Me habló de los pronósticos médicos poco alentadores en su caso, pero mientras la escuchaba, en realidad oía a muchos médicos hablar de cuerpos enfermos, que creen que eso es lo único que somos, un cuerpo.
Empecé a hablarle de lo único que sé hacer porque creo con firmeza en ello, de los procesos de sanación que opera la supremacía de la mente sobre el cuerpo, del poder de la autosanación y de todo lo que he puesto en práctica en mi vida.

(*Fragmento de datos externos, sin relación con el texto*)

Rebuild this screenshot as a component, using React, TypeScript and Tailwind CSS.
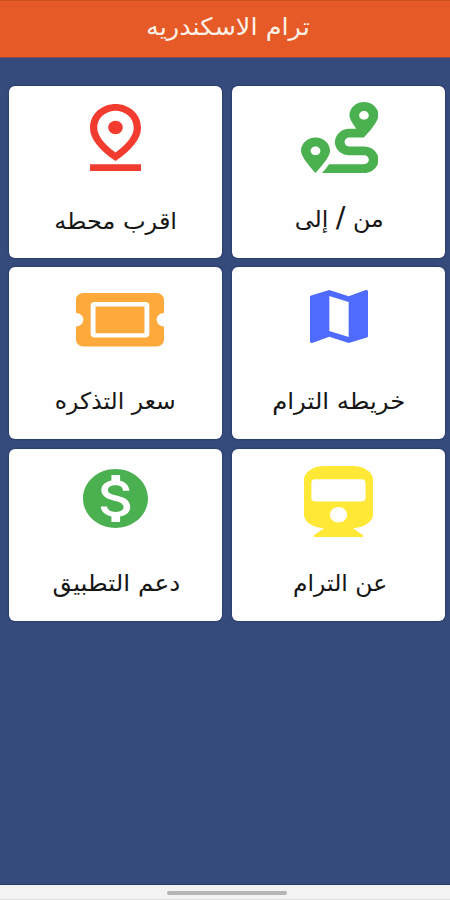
import type { ReactNode } from "react";

type IconProps = { box: string; className: string; children: ReactNode };

function Icon({ box, className, children }: IconProps) {
  return (
    <svg viewBox={box} preserveAspectRatio="none" fill="currentColor" className={`block shrink-0 ${className}`} aria-hidden="true">
      {children}
    </svg>
  );
}

type CardProps = { label: ReactNode; labelClass: string; icon: ReactNode };

function Card({ label, labelClass, icon }: CardProps) {
  return (
    <button className="flex h-[172px] flex-col rounded-[6px] bg-[#fefefe] shadow-[0_0_2px_rgba(15,30,75,0.8)]">
      <span className="flex h-[112px] w-full shrink-0 flex-col">{icon}</span>
      <span dir="rtl" className={`self-center whitespace-nowrap text-[23px] leading-[44px] text-[#161616] ${labelClass}`}>
        {label}
      </span>
    </button>
  );
}

export default function App() {
  return (
    <div className="flex h-[900px] w-[450px] flex-col overflow-hidden bg-[#344b7c] font-['DejaVu_Sans',sans-serif]">
      <header className="flex h-[58px] shrink-0 justify-center border-t border-b border-t-[#cb5423] border-b-[#8f4b50] bg-[#e55a27]">
        <h1 dir="rtl" className="ml-[6px] scale-x-[1.065] whitespace-nowrap text-[24px] leading-[52px] text-[#fff0e5]">
          ترام الاسكندريه
        </h1>
      </header>

      <main className="grid grow grid-cols-[213px_213px] content-start gap-x-[10px] gap-y-[9.6px] pl-[9px] pt-[27.7px]">
        <Card
          label="اقرب محطه"
          labelClass="mt-px scale-x-[1.045]"
          icon={
            <Icon box="5 2 14 20" className="ml-[81px] mt-[18px] h-[67px] w-[51px] text-[#f33c30]">
              <path d="M12 4c1.93 0 5 1.4 5 5.15 0 2.16-1.72 4.67-5 7.32-3.28-2.65-5-5.17-5-7.32C7 5.4 10.07 4 12 4m0-2C8.73 2 5 4.46 5 9.15c0 3.12 2.33 6.41 7 9.85 4.67-3.44 7-6.73 7-9.85C19 4.46 15.27 2 12 2z" />
              <path d="M12 7c-1.1 0-2 .9-2 2s.9 2 2 2 2-.9 2-2-.9-2-2-2zM5 20h14v2H5v-2z" />
            </Icon>
          }
        />
        <Card
          label={
            <>
              من <span className="text-[28px] leading-none">/</span> إلى
            </>
          }
          labelClass="-mt-px ml-px scale-x-[1.03]"
          icon={
            <Icon box="0 0 512 512" className="ml-[68.5px] mt-[16px] h-[71px] w-[77.5px] text-[#4bb04f]">
              <path d="M416 320h-96c-17.6 0-32-14.4-32-32s14.4-32 32-32h96s96-107 96-160-43-96-96-96-96 43-96 96c0 25.5 22.2 63.4 45.3 96H320c-52.9 0-96 43.1-96 96s43.1 96 96 96h96c17.6 0 32 14.4 32 32s-14.4 32-32 32H185.5c-16 24.8-33.8 47.7-47.3 64H416c52.9 0 96-43.1 96-96s-43.1-96-96-96zm0-256c17.7 0 32 14.3 32 32s-14.3 32-32 32-32-14.3-32-32 14.3-32 32-32zM96 256c-53 0-96 43-96 96s96 160 96 160 96-107 96-160-43-96-96-96zm0 128c-17.7 0-32-14.3-32-32s14.3-32 32-32 32 14.3 32 32-14.3 32-32 32z" />
            </Icon>
          }
        />
        <Card
          label="سعر التذكره"
          labelClass="scale-x-[1.02]"
          icon={
            <Icon box="0 64 576 384" className="ml-[67px] mt-[26px] h-[53.5px] w-[88px] text-[#fda93c]">
              <path d="M128 160h320v192H128V160zm400 96c0 26.51 21.49 48 48 48v96c0 26.51-21.49 48-48 48H48c-26.51 0-48-21.49-48-48v-96c26.51 0 48-21.49 48-48s-21.49-48-48-48v-96c0-26.51 21.49-48 48-48h480c26.51 0 48 21.49 48 48v96c-26.51 0-48 21.49-48 48zm-48-104c0-13.255-10.745-24-24-24H120c-13.255 0-24 10.745-24 24v208c0 13.255 10.745 24 24 24h336c13.255 0 24-10.745 24-24V152z" />
            </Icon>
          }
        />
        <Card
          label="خريطه الترام"
          labelClass="scale-x-[1.06]"
          icon={
            <Icon box="3 3 18 18" className="ml-[78px] mt-[23px] h-[53px] w-[58px] text-[#4e6bfd]">
              <path d="M20.5 3l-.16.03L15 5.1 9 3 3.36 4.9c-.21.07-.36.25-.36.48V20.5c0 .28.22.5.5.5l.16-.03L9 18.9l6 2.1 5.64-1.9c.21-.07.36-.25.36-.48V3.5c0-.28-.22-.5-.5-.5zM15 19l-6-2.11V5l6 2.11V19z" />
            </Icon>
          }
        />
        <Card
          label="دعم التطبيق"
          labelClass="ml-px scale-x-[1.075]"
          icon={
            <Icon box="2 2 20 20" className="ml-[74px] mt-[20px] h-[59px] w-[65px] text-[#4bb04f]">
              <path d="M12 2C6.48 2 2 6.48 2 12s4.48 10 10 10 10-4.48 10-10S17.52 2 12 2zm1.41 16.09V20h-2.67v-1.93c-1.71-.36-3.16-1.46-3.27-3.4h1.96c.1 1.05.82 1.87 2.65 1.87 1.96 0 2.4-.98 2.4-1.59 0-.83-.44-1.61-2.67-2.14-2.48-.6-4.18-1.62-4.18-3.67 0-1.72 1.39-2.84 3.11-3.21V4h2.67v1.95c1.86.45 2.79 1.86 2.85 3.39H14.3c-.05-1.11-.64-1.87-2.22-1.87-1.5 0-2.4.68-2.4 1.64 0 .84.65 1.39 2.67 1.91s4.18 1.39 4.18 3.91c-.01 1.83-1.38 2.83-3.12 3.16z" />
            </Icon>
          }
        />
        <Card
          label="عن الترام"
          labelClass="ml-[3px] scale-x-[1.02]"
          icon={
            <Icon box="0 0 448 512" className="ml-[72px] mt-[17px] h-[71px] w-[69px] text-[#ffe836]">
              <path d="M448 96v256c0 51.815-61.624 96-130.022 96l62.98 49.721C386.905 502.417 383.562 512 376 512H72c-7.578 0-10.892-9.594-4.957-14.279L130.022 448C61.82 448 0 403.954 0 352V96C0 42.981 64 0 128 0h192c65 0 128 42.981 128 96zm-48 136V120c0-13.255-10.745-24-24-24H72c-13.255 0-24 10.745-24 24v112c0 13.255 10.745 24 24 24h304c13.255 0 24-10.745 24-24zm-176 64c-30.928 0-56 25.072-56 56s25.072 56 56 56 56-25.072 56-56-25.072-56-56-56z" />
            </Icon>
          }
        />
      </main>

      <footer className="flex h-[16px] shrink-0 border-t border-b border-t-[#253d6e] border-b-[#dedede] bg-[#f3f3f3]">
        <span className="ml-[167px] mt-[6px] h-[4px] w-[120px] rounded-full bg-[#b5b5b5]" />
      </footer>
    </div>
  );
}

Le hablé de mi propia historia y de la manera como he retado los pronósticos médicos haciendo uso de la confianza que tengo en mi ser superior y del poder de mi mente.
Luego de su regreso a New York donde ella vive, Samantha y yo emprendimos una estrecha correspondencia en la que yo le he trasmitido lo que se de mi propio proceso de sanación y la he puesto en contacto con teorías afines e instituciones que trabajan en el campo de la medicina mente cuerpo.
Un día Samantha no volvió a escribir más, y yo me temí lo peor, de eso pasaron varios meses, hasta hace unas semanas en que recibí una maravillosa carta en donde hizo particular énfasis en lo revelador que le resultó que yo la viera como una bailarina, había dejado de verse a si misma como tal solo porque los médicos y otras personas determinaban que ella no podía bailar más. Afirma que cada frase mía, le reiteraba que los limites de su profesión le pertenecían solo a ella, y a nadie más. Samantha ese día comprendió que su espíritu es el que baila mientras su cuerpo lo sigue. Finalizó su carta diciendo "me has ayudado más de lo que tú sabes".
A veces no somos conscientes de que somos sanadores en potencia, no necesitamos ser médicos ni enfermeras, ni trabajar en hospitales para sanar, a veces sanamos con una llamada telefónica, con una palabra a tiempo, con un encuentro que parece sin importancia, con una ayuda al desconocido así no haya reencuentro, no siempre sabemos de que manera estamos sanando a otros.
Yo no se si Samantha sobreviva a su enfermedad, por lo pronto somos dos almas protagonizando un intercambio de sanación, una cosa si sé, yo he comprendido que a veces la sanación no necesariamente se da en el cuerpo físico, a veces sólo usamos el cuerpo para que nuestra alma crezca, sin importar si para ello tenemos que dejarlo porque éste ya no le sirve al nuevo estado evolutivo en que se ha embarcado el alma.
Comentarios
Que hermosa historia, gracias por compartirla. Muy conmovedora.